Yay! Another thread to hijack with boring P/S bookkeeping bureaucracy!
Under what's commonly called “butters”, cocoa butter is special, since it is the only one that brings appreciable amounts of palmitic acid. All others are high-stearic, but (relatively) low-palmitic. That's why I choose cocoa when I don't have another source of palmitic acid (like rice bran/cotton/palm oil, or Japan wax) in my recipe. If I do have one of the aforementioned in some quantity, cocoa butter would be kind of redundant, and shea/sal/kokum/mango/cupuaçu butter or soy wax (hydrogenated soy/canola/sunflower) work quite as well.
That's all based on pure palmitic/stearic bureaucracy. I don't like imbalanced P/S: too P-heavy gives soaps that tend to not harden up, and dissolve quickly in water, too S-heavy makes my skin feel chalky and dry. There really isn't a way around this except trying out for yourself. BUT if your recipe is high in lard/tallow (both with balanced P/S), you can safely forget about all this.

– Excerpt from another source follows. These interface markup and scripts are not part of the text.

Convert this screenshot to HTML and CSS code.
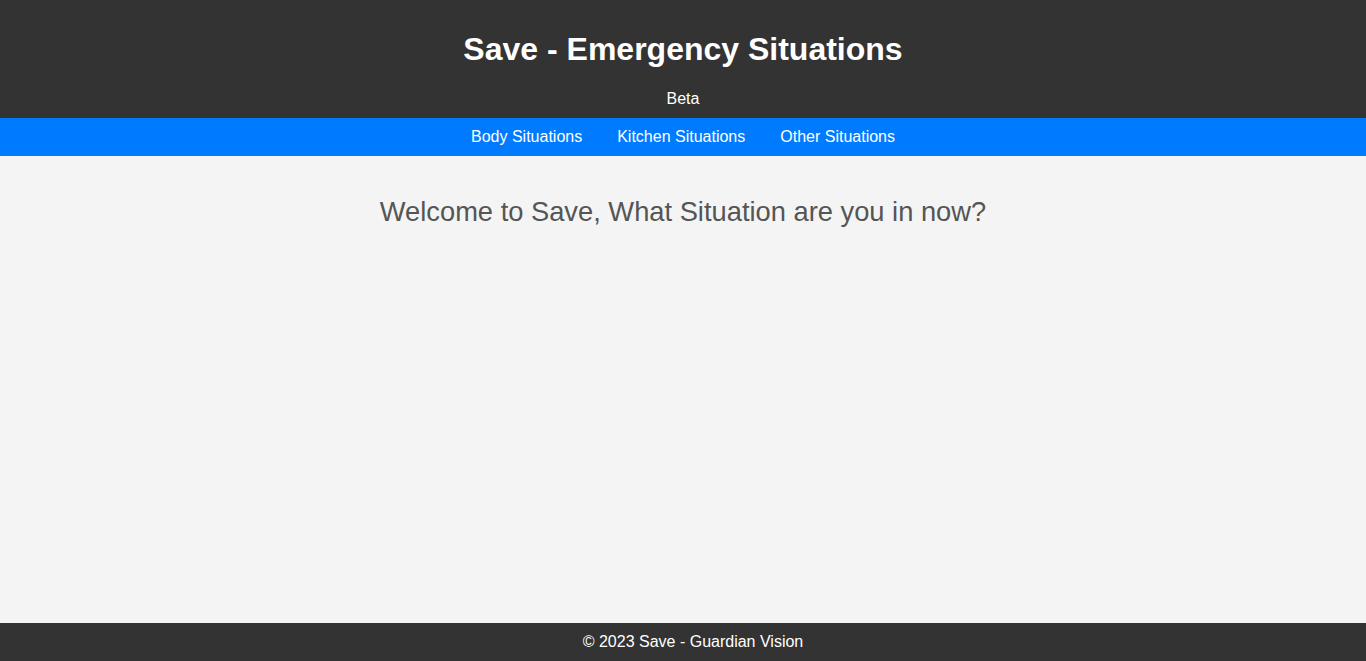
FILE: index.html
```html
<!DOCTYPE html>
<html lang="en">
<head>
<meta charset="utf-8">
<title>Save - Emergency Situations</title>
<link rel="stylesheet" href="styles.css">
</head>
<body>
<header class="site-header">
  <h1 class="site-title">Save - Emergency Situations</h1>
  <p class="site-tag">Beta</p>
</header>
<nav class="site-nav">
  <a href="#">Body Situations</a>
  <a href="#">Kitchen Situations</a>
  <a href="#">Other Situations</a>
</nav>
<main class="content">
  <h2 class="welcome">Welcome to Save, What Situation are you in now?</h2>
</main>
<footer class="site-footer">
  <p>© 2023 Save - Guardian Vision</p>
</footer>
</body>
</html>
```
FILE: styles.css
```css
html, body { margin: 0; padding: 0; }
body {
  font-family: "Liberation Sans", Arial, sans-serif;
  background: #f4f4f4;
  color: #333;
  min-height: 100vh;
  display: flex;
  flex-direction: column;
}
.site-header {
  background: #333;
  color: #fff;
  text-align: center;
  padding: 10px 0;
}
.site-title {
  font-size: 32px;
  margin: 21px 0 22px;
  line-height: 37px;
}
.site-tag {
  margin: 0;
  font-size: 16px;
  line-height: 18px;
}
.site-nav {
  background: #007bff;
  display: flex;
  justify-content: center;
  gap: 35px;
  padding: 10px 0;
  line-height: 18px;
}
.site-nav a {
  color: #fff;
  text-decoration: none;
  font-size: 16px;
}
.content {
  flex: 1;
  text-align: center;
  padding: 20px;
}
.welcome {
  font-weight: normal;
  font-size: 27.3px;
  color: #555;
  margin: 20px 0;
  line-height: 31px;
}
.site-footer {
  background: #333;
  color: #fff;
  text-align: center;
  padding: 10px 0 10px 20px;
}
.site-footer p {
  margin: 0;
  font-size: 16px;
  line-height: 18px;
}
```
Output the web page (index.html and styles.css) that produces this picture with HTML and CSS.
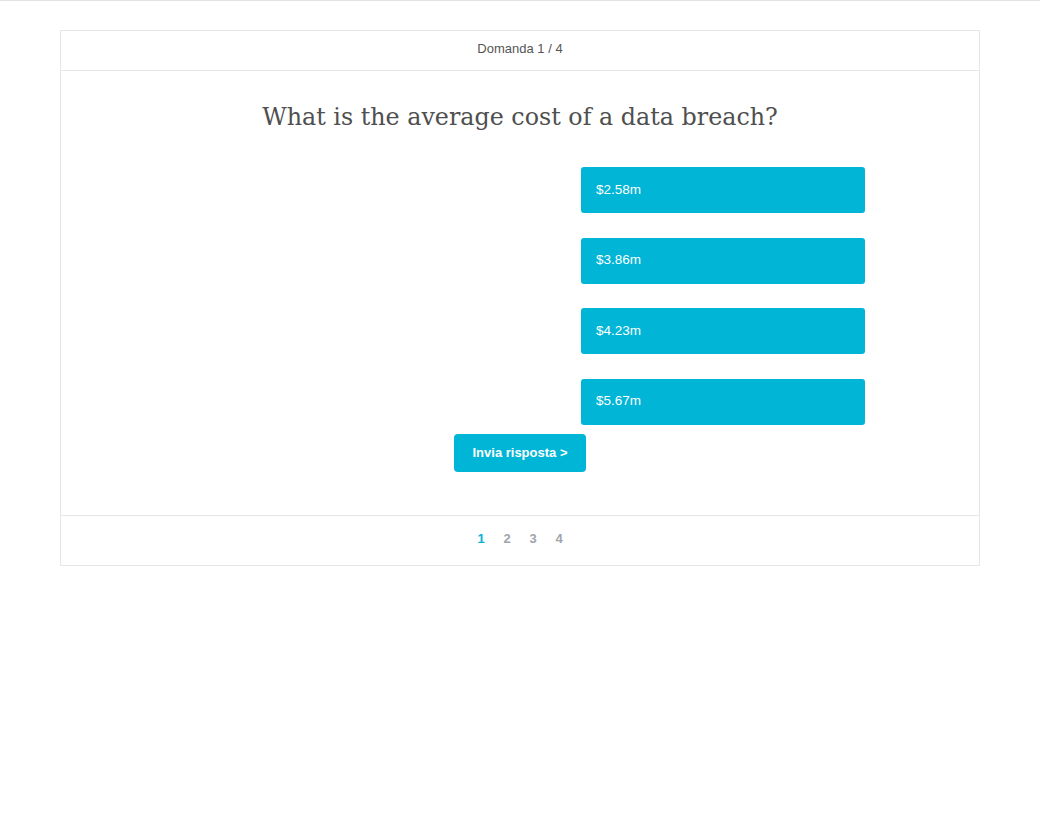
FILE: index.html
```html
<!DOCTYPE html>
<html lang="it">
<head>
<meta charset="utf-8">
<title>Quiz</title>
<link rel="stylesheet" href="styles.css">
</head>
<body>
<div class="page">
  <div class="quiz">
    <div class="quiz-header">Domanda 1 / 4</div>
    <div class="quiz-body">
      <h1 class="question">What is the average cost of a data breach?</h1>
      <div class="answers">
        <button class="answer">$2.58m</button>
        <button class="answer">$3.86m</button>
        <button class="answer">$4.23m</button>
        <button class="answer">$5.67m</button>
      </div>
      <div class="actions">
        <button class="submit">Invia risposta &gt;</button>
      </div>
    </div>
    <div class="quiz-footer">
      <span class="page-num active">1</span>
      <span class="page-num">2</span>
      <span class="page-num">3</span>
      <span class="page-num">4</span>
    </div>
  </div>
</div>
</body>
</html>
```

FILE: styles.css
```css
* { box-sizing: border-box; }
html, body { margin: 0; padding: 0; background: #fff; }
body {
  font-family: "Liberation Sans", Arial, sans-serif;
  border-top: 1px solid #e3e3e3;
}
.page {
  padding: 29px 60px 0 60px;
}
.quiz {
  border: 1px solid #e6e6e6;
  width: 920px;
}
.quiz-header {
  height: 40px;
  border-bottom: 1px solid #e6e6e6;
  display: flex;
  align-items: center;
  justify-content: center;
  font-size: 13px;
  color: #555;
  padding-bottom: 4px;
}
.quiz-body {
  height: 445px;
  border-bottom: 1px solid #e6e6e6;
  padding-top: 29px;
}
.question {
  margin: 0;
  text-align: center;
  font-family: "DejaVu Serif", Georgia, serif;
  font-weight: normal;
  font-size: 23.8px;
  line-height: 34px;
  color: #4f4f4f;
}
.answers {
  width: 690px;
  margin: 33px auto 0;
  display: flex;
  flex-direction: column;
  align-items: flex-end;
  gap: 24.5px;
}
.answer {
  width: 284px;
  height: 46px;
  border: none;
  border-radius: 3px;
  background: #00b5d6;
  color: #fff;
  font-family: "Liberation Sans", Arial, sans-serif;
  font-size: 13.5px;
  text-align: left;
  padding: 0 15px 2px;
  cursor: pointer;
}
.actions {
  display: flex;
  justify-content: center;
  margin-top: 9px;
}
.submit {
  width: 132px;
  height: 38px;
  border: none;
  border-radius: 4px;
  background: #00b5d6;
  color: #fff;
  font-family: "Liberation Sans", Arial, sans-serif;
  font-weight: bold;
  font-size: 13px;
  cursor: pointer;
}
.quiz-footer {
  height: 49px;
  display: flex;
  align-items: center;
  justify-content: center;
  gap: 16px;
  padding-bottom: 4px;
}
.page-num {
  font-size: 13px;
  font-weight: bold;
  color: #a0a4ab;
  width: 10px;
  text-align: center;
}
.page-num.active { color: #00b5d6; }
```
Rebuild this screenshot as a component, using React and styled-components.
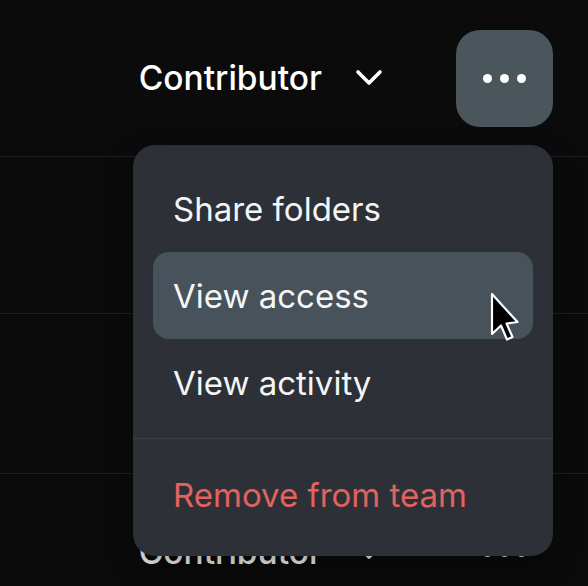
import React from 'react';
import styled, { createGlobalStyle } from 'styled-components';

//#region STYLES
const GlobalStyle = createGlobalStyle`
    html, body {
        margin: 0;
        padding: 0;
        background: #0b0b0c;
        overflow: hidden;
    }
    body {
        font-family: Inter, "Noto Sans", sans-serif;
        color: #fff;
    }
`;

const StyledPage = styled.div`
    width: 588px;
    height: 586px;
    overflow: hidden;
    position: relative;
`;

const StyledRow = styled.div`
    position: relative;
    height: ${props => props.height || 156}px;
    border-bottom: 1px solid #1d2023;
    display: flex;
    align-items: center;
    justify-content: flex-end;
    padding-right: 35px;
`;

const StyledRole = styled.button`
    display: flex;
    align-items: center;
    gap: 33px;
    background: none;
    border: none;
    padding: 0;
    margin-right: 73px;
    color: #fff;
    font-family: inherit;
    font-size: 33.5px;
    font-weight: 500;
    letter-spacing: 0;
`;

const StyledMoreButton = styled.button`
    width: 97px;
    height: 97px;
    border-radius: 24px;
    border: none;
    background-color: ${props => props.isActive ? '#4b555c' : 'transparent'};
    display: flex;
    align-items: center;
    justify-content: center;
    gap: 8px;
    padding: 0;

    & span {
        width: 9px;
        height: 9px;
        border-radius: 50%;
        background: #fff;
    }
`;

const StyledMenu = styled.div`
    position: absolute;
    top: 145px;
    right: 35px;
    width: 420px;
    background-color: #2d3137;
    border-radius: 22px;
    z-index: 10;
    box-shadow: 0 10px 30px rgba(0, 0, 0, .4);
`;

const StyledMenuGroup = styled.ul`
    list-style: none;
    margin: 0;
    padding: ${props => props.padding};
    border-top: ${props => props.divided ? '1px solid #3c4148' : 'none'};
`;

const StyledMenuItem = styled.li`
    position: relative;
    height: 87px;
    display: flex;
    align-items: center;
    padding-left: 20px;
    border-radius: 16px;
    font-size: 33px;
    font-weight: 400;
    color: ${props => props.danger ? '#e2625e' : '#f4f5f6'};
    background-color: ${props => props.isHovered ? '#48525a' : 'transparent'};
`;

const StyledCursor = styled.svg`
    position: absolute;
    left: 337px;
    top: 40px;
`;
//#endregion

const Chevron = () => (
    <svg width="28" height="18" viewBox="0 0 28 18">
        <polyline points="3,3 14,14 25,3" fill="none" stroke="#fff" strokeWidth="3.6"
            strokeLinecap="round" strokeLinejoin="round" />
    </svg>
);

const Cursor = () => (
    <StyledCursor width="30" height="52" viewBox="0 0 30 52">
        <path d="M2 2 L2 42 L11 33.5 L17 47.5 L22.5 45 L16.5 31.5 L27.5 30 Z"
            fill="#000" stroke="#fff" strokeWidth="2.2" strokeLinejoin="round" />
    </StyledCursor>
);

const menuItems = [
    { label: 'Share folders' },
    { label: 'View access', hovered: true },
    { label: 'View activity' },
];

function MemberRow({ height, isOpen }) {
    return (
        <StyledRow height={height}>
            <StyledRole>
                <span>Contributor</span>
                <Chevron />
            </StyledRole>
            <StyledMoreButton isActive={isOpen}>
                <span /><span /><span />
            </StyledMoreButton>
            {isOpen && (
                <StyledMenu>
                    <StyledMenuGroup padding="20px 20px 12px">
                        {menuItems.map(item => (
                            <StyledMenuItem key={item.label} isHovered={item.hovered}>
                                {item.label}
                                {item.hovered && <Cursor />}
                            </StyledMenuItem>
                        ))}
                    </StyledMenuGroup>
                    <StyledMenuGroup divided padding="12px 20px 18px">
                        <StyledMenuItem danger>Remove from team</StyledMenuItem>
                    </StyledMenuGroup>
                </StyledMenu>
            )}
        </StyledRow>
    );
}

export default function App() {
    return (
        <StyledPage>
            <GlobalStyle />
            <MemberRow isOpen />
            <MemberRow />
            <MemberRow height={159} />
            <MemberRow />
        </StyledPage>
    );
}
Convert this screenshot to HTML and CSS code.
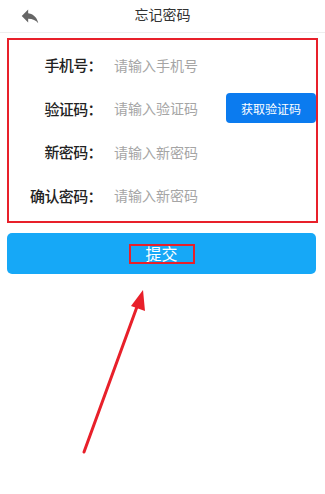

Another thing to keep in mind with shea is
unsaponifiables. Only a few oils contain appreciable amounts of them (olive, avocado, shea, rice bran), and if a recipe makes use of them as a “secret superfat”, they're difficult to replace.
But with your situation in mind, I have good news for you: a good way to smuggle something similar to unsaponifiables into a soap is: beeswax!
tl;dr: P/S ratio doesn't help you decide in favour of cocoa butter, and unsaponifiables don't help you decide in favour of shea. You're free, do whatever you want!